Dirtbags! A Sci-Fi Shooter RPG does not feel quite complete. There is background to the setting, but no advice for the Game Marshal and it could have done with a random mission generator at the very least. There is content sufficient to inspire the Game Marshal, but such a table would have been useful. It also does not address what happens if a Convict Conscript manages to reduce his sentence to zero, which is possible, but difficult after ten to fifteen operations. Whomever has amended the training manual that is Dirtbags! A Sci-Fi Shooter RPG calls it a return to slavery. The Corporate Echelon states that the Rehabilitation Incentive Program has an eighty percent success rate. One option here might be to look at Gangs of Titan City, a roleplaying game of criminal gangs and life in a spire city, as to what happens next, but otherwise, the Game Marshal is left to decide what happens next.

Physically, Dirtbags! A Sci-Fi Shooter RPG is a scrawling mess of a book and intentionally so. It is all punk attitude verses corporate bullshit and sometimes that does get in the way of what is relatively simple, straightforward roleplaying game. The example of play is actually the easiest and quickest means of learning the roleplaying game’s rules. The artwork is decent though.

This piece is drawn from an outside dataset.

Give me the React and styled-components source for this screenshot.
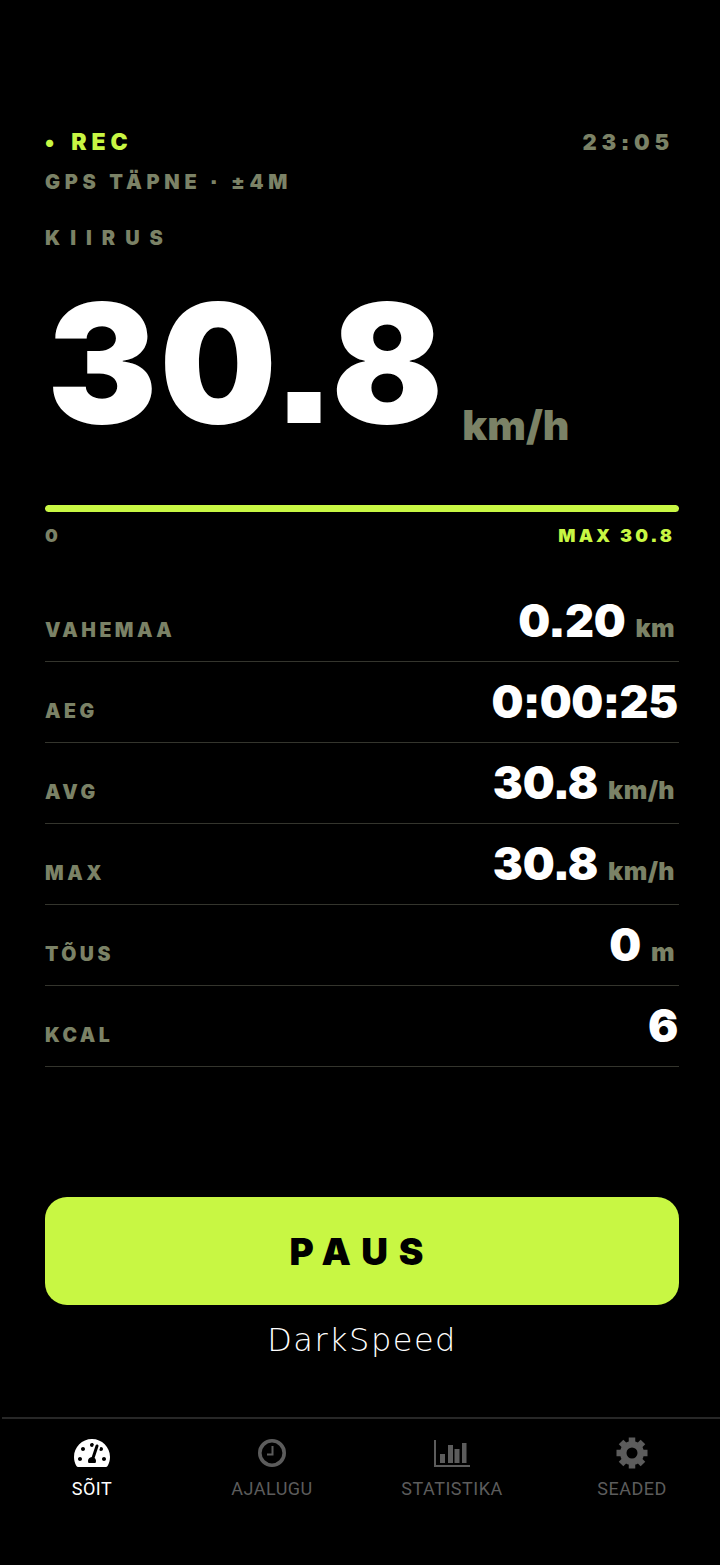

Dirtbags! A Sci-Fi Shooter RPG has the potential to be manically chaotic fun, throwing it as it does a disparate, desperate group of poorly trained conscripts into one dangerous mission after another, whilst the Game Marshal throws every military movie cliché into the mix. It would be interesting to see what happens if the Convict Conscripts are actually rehabilitated, but that will have to wait for a supplement or another roleplaying game. In the meantime, the Dirtbags have one last chance to prove they are not scum in a light, but surprisingly detailed military Science Fiction shooter.